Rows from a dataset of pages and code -
-*-*-
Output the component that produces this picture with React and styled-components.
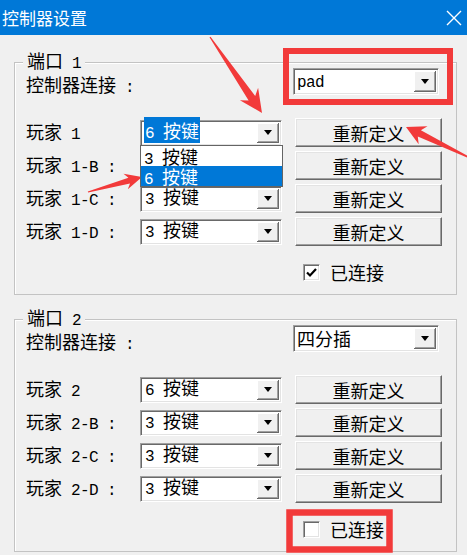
import React from 'react'
import styled, { createGlobalStyle } from 'styled-components'

const RED = '#f23a3a'

const GlobalStyle = createGlobalStyle`
  * { box-sizing: border-box; }
  body {
    margin: 0;
    background: #f0f0f0;
    overflow: hidden;
    font-family: "Noto Sans CJK SC", sans-serif;
  }
`

const Window = styled.div`
  position: relative;
  width: 467px;
  height: 555px;
  background: #f0f0f0;
  overflow: hidden;
`

const TitleBar = styled.div`
  height: 35px;
  background: #0078d7;
  color: #fff;
  display: flex;
  align-items: center;
  justify-content: space-between;
  padding: 0 5px 0 2px;
`

const Title = styled.span`
  font-size: 17px;
  line-height: 20px;
`

const Body = styled.div`
  padding: 0 0 0 14px;
`

const Group = styled.div`
  position: relative;
  width: 443px;
  margin-top: ${p => p.$top}px;
  border: 1px solid #c3c3c3;
  box-shadow: inset 1px 1px 0 #fff;
  padding: 5px 14px 12px 11px;
`

const Legend = styled.div`
  position: absolute;
  top: -13px;
  left: 8px;
  padding: 0 4px 0 4px;
  background: #f0f0f0;
  font-size: 18px;
  line-height: 20px;
`

const Lat = styled.span`
  font-family: "Liberation Mono", monospace;
  font-size: 16px;
  letter-spacing: -0.6px;
  white-space: pre;
`

const ConnectRow = styled.div`
  display: flex;
  align-items: flex-end;
  justify-content: space-between;
  height: 27px;
`

const Label = styled.span`
  font-size: 18px;
  line-height: 20px;
  white-space: pre;
`

const ConnectLabel = styled(Label)`
  position: relative;
  top: 3px;
`

const Rows = styled.div`
  display: grid;
  grid-template-columns: 114px 155px 147px;
  row-gap: 4px;
  grid-auto-rows: 29px;
  align-items: center;
  margin-top: 23px;
`

const Sunken = styled.div`
  position: relative;
  display: flex;
  align-items: center;
  height: ${p => p.$h || 26}px;
  width: ${p => p.$w || 142}px;
  background: #fff;
  border-top: 1px solid #a0a0a0;
  border-left: 1px solid #a0a0a0;
  border-right: 1px solid #fff;
  border-bottom: 1px solid #fff;
  box-shadow: inset 1px 1px 0 #696969, inset -1px -1px 0 #e3e3e3;
  padding: 2px 2px 2px 3px;
`

const Value = styled.span`
  flex: 1;
  font-size: 18px;
  line-height: 19px;
  white-space: pre;
`

const Picked = styled.span`
  background: ${p => (p.$on ? '#0078d7' : 'transparent')};
  color: ${p => (p.$on ? '#fff' : '#000')};
  padding: 0 1px;
`

const DropBtn = styled.div`
  width: 22px;
  height: 100%;
  display: flex;
  align-items: center;
  justify-content: center;
  background: #f0f0f0;
  box-shadow: inset -1px -1px 0 #696969, inset 1px 1px 0 #fff, inset -2px -2px 0 #a0a0a0;
  &::after {
    content: '';
    border-left: 4.5px solid transparent;
    border-right: 4.5px solid transparent;
    border-top: 5px solid #000;
  }
`

const List = styled.div`
  position: absolute;
  top: 100%;
  left: -1px;
  width: 143px;
  background: #fff;
  border: 1px solid #646464;
  z-index: 2;
`

const Item = styled.div`
  height: 20px;
  padding-left: 3px;
  font-size: 18px;
  line-height: 20px;
  background: ${p => (p.$on ? '#0078d7' : '#fff')};
  color: ${p => (p.$on ? '#fff' : '#000')};
  white-space: pre;
`

const Button = styled.div`
  height: 29px;
  display: flex;
  align-items: center;
  justify-content: center;
  background: #f0f0f0;
  border-top: 1px solid #fff;
  border-left: 1px solid #fff;
  border-right: 1px solid #696969;
  border-bottom: 1px solid #696969;
  box-shadow: inset -1px -1px 0 #a0a0a0, inset 1px 1px 0 #e3e3e3;
  font-size: 18px;
  line-height: 20px;
`

const CheckRow = styled.div`
  display: flex;
  align-items: center;
  gap: 10px;
  height: 20px;
  margin: 16px 0 0 277px;
`

const Box = styled.div`
  width: 17px;
  height: 17px;
  background: #fff;
  border-top: 1px solid #a0a0a0;
  border-left: 1px solid #a0a0a0;
  border-right: 1px solid #fff;
  border-bottom: 1px solid #fff;
  box-shadow: inset 1px 1px 0 #696969, inset -1px -1px 0 #e3e3e3;
  display: flex;
  align-items: center;
  justify-content: center;
`

const Overlay = styled.svg`
  position: absolute;
  top: 0;
  left: 0;
  pointer-events: none;
`

const Combo = ({ children }) => (
  <Sunken $w={146} $h={27} style={{ marginRight: 3 }}>
    <Value>{children}</Value>
    <DropBtn />
  </Sunken>
)

const Select = ({ value, focused, list }) => (
  <Sunken>
    <Value>
      <Picked $on={focused}>{value}</Picked>
    </Value>
    <DropBtn />
    {list && (
      <List>
        {list.map((v, i) => (
          <Item key={i} $on={i === 1}>{v}</Item>
        ))}
      </List>
    )}
  </Sunken>
)

const Keys = ({ n }) => (
  <>
    <Lat>{n} </Lat>按键
  </>
)

const Port = ({ num, top, combo, players, checked }) => (
  <Group $top={top}>
    <Legend>
      端口<Lat> {num}</Lat>
    </Legend>
    <ConnectRow>
      <ConnectLabel>
        控制器连接<Lat> :</Lat>
      </ConnectLabel>
      <Combo>{combo}</Combo>
    </ConnectRow>
    <Rows>
      {players.map(p => (
        <React.Fragment key={p.id}>
          <Label>
            玩家<Lat> {p.id}{p.colon ? ' :' : ''}</Lat>
          </Label>
          <Select
            value={<Keys n={p.keys} />}
            focused={p.focused}
            list={p.list && [<Keys n={3} key="a" />, <Keys n={6} key="b" />]}
          />
          <Button>重新定义</Button>
        </React.Fragment>
      ))}
    </Rows>
    <CheckRow>
      <Box>
        {checked && (
          <svg width="13" height="13" viewBox="0 0 13 13">
            <polyline points="2,6.5 5,9.5 11,3" fill="none" stroke="#000" strokeWidth="2.2" />
          </svg>
        )}
      </Box>
      <Label>已连接</Label>
    </CheckRow>
  </Group>
)

function arrow([x1, y1], [x2, y2], headLen, headHalf, tailHalf, neckHalf) {
  const L = Math.hypot(x2 - x1, y2 - y1)
  const ux = (x2 - x1) / L
  const uy = (y2 - y1) / L
  const px = -uy
  const py = ux
  const bx = x2 - ux * headLen
  const by = y2 - uy * headLen
  const nx = x2 - ux * headLen * 0.78
  const ny = y2 - uy * headLen * 0.78
  const pts = [
    [x1 + px * tailHalf, y1 + py * tailHalf],
    [nx + px * neckHalf, ny + py * neckHalf],
    [bx + px * headHalf, by + py * headHalf],
    [x2, y2],
    [bx - px * headHalf, by - py * headHalf],
    [nx - px * neckHalf, ny - py * neckHalf],
    [x1 - px * tailHalf, y1 - py * tailHalf],
  ]
  return pts.map(p => p.map(v => v.toFixed(1)).join(',')).join(' ')
}

const port1 = [
  { id: '1', keys: 6, focused: true, list: true },
  { id: '1-B', keys: 3, colon: true },
  { id: '1-C', keys: 3, colon: true },
  { id: '1-D', keys: 3, colon: true },
]

const port2 = [
  { id: '2', keys: 6 },
  { id: '2-B', keys: 3, colon: true },
  { id: '2-C', keys: 3, colon: true },
  { id: '2-D', keys: 3, colon: true },
]

export default function App() {
  return (
    <Window>
      <GlobalStyle />
      <TitleBar>
        <Title>控制器设置</Title>
        <svg width="16" height="16" viewBox="0 0 16 16">
          <path d="M1 1 L15 15 M15 1 L1 15" stroke="#fff" strokeWidth="1.4" />
        </svg>
      </TitleBar>
      <Body>
        <Port num="1" top={27} combo={<Lat style={{ fontSize: 16 }}>pad</Lat>} players={port1} checked />
        <Port num="2" top={24} combo="四分插" players={port2} />
      </Body>
      <Overlay width="467" height="555">
        <rect x="286" y="51" width="164" height="51" fill="none" stroke={RED} strokeWidth="6" />
        <rect x="289.5" y="512.5" width="100" height="37" fill="none" stroke={RED} strokeWidth="6.5" />
        <polygon points={arrow([210, 37], [262, 113], 23, 11, 0.6, 4)} fill={RED} />
        <polygon points={arrow([88, 192], [142, 177], 17, 8, 0.6, 3)} fill={RED} />
        <polygon points={arrow([470, 158], [406, 127], 19, 10, 0.8, 3.5)} fill={RED} />
      </Overlay>
    </Window>
  )
}
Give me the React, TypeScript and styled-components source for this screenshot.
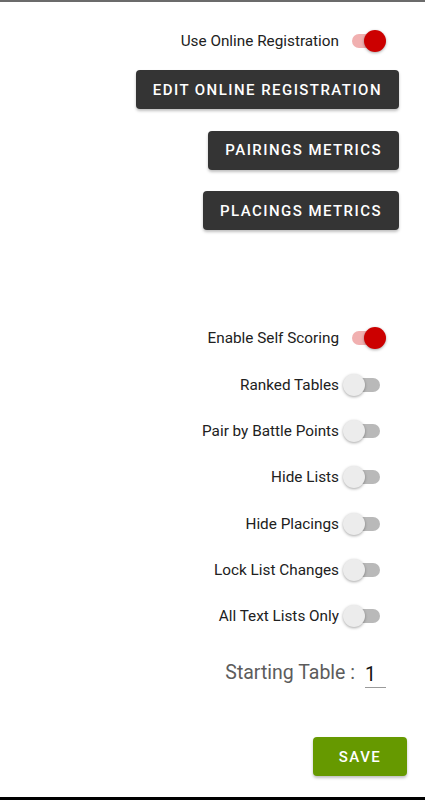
import React, { useState } from 'react';
import styled, { createGlobalStyle } from 'styled-components';

const GlobalStyle = createGlobalStyle`
  * { box-sizing: border-box; }
  body {
    margin: 0;
    background: #ffffff;
    font-family: Roboto, "Liberation Sans", sans-serif;
  }
`;

const Page = styled.div`
  display: flex;
  flex-direction: column;
  align-items: flex-end;
  height: 800px;
  padding: 16px 0 0 0;
  border-top: 2px solid #6b6b6b;
  border-bottom: 3px solid #000;
  background: #fff;
`;

const SwitchRow = styled.div`
  display: flex;
  align-items: center;
  justify-content: flex-end;
  height: 46.3px;
  margin-right: 35px;
  font-size: 15.3px;
  color: #212121;
`;

const Label = styled.span`
  margin-right: 1px;
`;

const SwitchBox = styled.button`
  position: relative;
  width: 50px;
  height: 28px;
  padding: 0;
  border: none;
  background: transparent;
  cursor: pointer;
`;

const Track = styled.span<{ $on: boolean }>`
  position: absolute;
  left: 12px;
  top: 7px;
  width: 28px;
  height: 14px;
  border-radius: 7px;
  background: ${(p) => (p.$on ? '#f1b0b0' : '#b9b9b9')};
`;

const Thumb = styled.span<{ $on: boolean }>`
  position: absolute;
  top: 3px;
  left: ${(p) => (p.$on ? '24px' : '3px')};
  width: 22px;
  height: 22px;
  border-radius: 50%;
  background: ${(p) => (p.$on ? '#cc0000' : '#ececec')};
  box-shadow: 0 1px 3px rgba(0, 0, 0, 0.35);
`;

const ActionButton = styled.button<{ $green?: boolean }>`
  height: 39px;
  min-width: 94px;
  padding: 0 17px;
  border: none;
  border-radius: 4px;
  background: ${(p) => (p.$green ? '#669900' : '#343434')};
  color: #fff;
  font-family: Roboto, "Liberation Sans", sans-serif;
  font-size: 15px;
  font-weight: 500;
  letter-spacing: 1.45px;
  text-transform: uppercase;
  box-shadow: 0 2px 3px rgba(0, 0, 0, 0.25);
  margin-right: ${(p) => (p.$green ? '18px' : '26px')};
`;

const ButtonStack = styled.div`
  display: flex;
  flex-direction: column;
  align-items: flex-end;
  gap: 21.5px;
  margin-top: 6px;
  align-self: stretch;
`;

const Spacer = styled.div<{ $h: number }>`
  height: ${(p) => p.$h}px;
  flex-shrink: 0;
`;

const TableRow = styled.div`
  display: flex;
  align-items: center;
  height: 40px;
  margin-right: 39px;
  font-size: 19.5px;
  color: #5c5c5c;
`;

const TableInput = styled.div`
  width: 21px;
  margin-left: 10px;
  padding-bottom: 1px;
  border-bottom: 1.5px solid #9a9a9a;
  color: #111;
  font-size: 19.5px;
  margin-top: 6px;
`;

type ToggleProps = { label: string; initial: boolean };

const Toggle: React.FC<ToggleProps> = ({ label, initial }) => {
  const [on, setOn] = useState(initial);
  return (
    <SwitchRow>
      <Label>{label}</Label>
      <SwitchBox onClick={() => setOn(!on)}>
        <Track $on={on} />
        <Thumb $on={on} />
      </SwitchBox>
    </SwitchRow>
  );
};

const options = [
  { label: 'Enable Self Scoring', on: true },
  { label: 'Ranked Tables', on: false },
  { label: 'Pair by Battle Points', on: false },
  { label: 'Hide Lists', on: false },
  { label: 'Hide Placings', on: false },
  { label: 'Lock List Changes', on: false },
  { label: 'All Text Lists Only', on: false },
];

const App: React.FC = () => {
  return (
    <>
      <GlobalStyle />
      <Page>
        <Toggle label="Use Online Registration" initial={true} />
        <ButtonStack>
          <ActionButton>Edit Online Registration</ActionButton>
          <ActionButton>Pairings Metrics</ActionButton>
          <ActionButton>Placings Metrics</ActionButton>
        </ButtonStack>
        <Spacer $h={85} />
        {options.map((o) => (
          <Toggle key={o.label} label={o.label} initial={o.on} />
        ))}
        <Spacer $h={13} />
        <TableRow>
          Starting Table :
          <TableInput>1</TableInput>
        </TableRow>
        <Spacer $h={45} />
        <ActionButton $green>Save</ActionButton>
      </Page>
    </>
  );
};

export default App;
-*-*-
Aim of the exercise -
Collect every line above that contains the word "React".

Completed task -
Output the component that produces this picture with React and styled-components.
import React from 'react'
        <React.Fragment key={p.id}>
        </React.Fragment>
Give me the React, TypeScript and styled-components source for this screenshot.
import React, { useState } from 'react';
const Toggle: React.FC<ToggleProps> = ({ label, initial }) => {
const App: React.FC = () => {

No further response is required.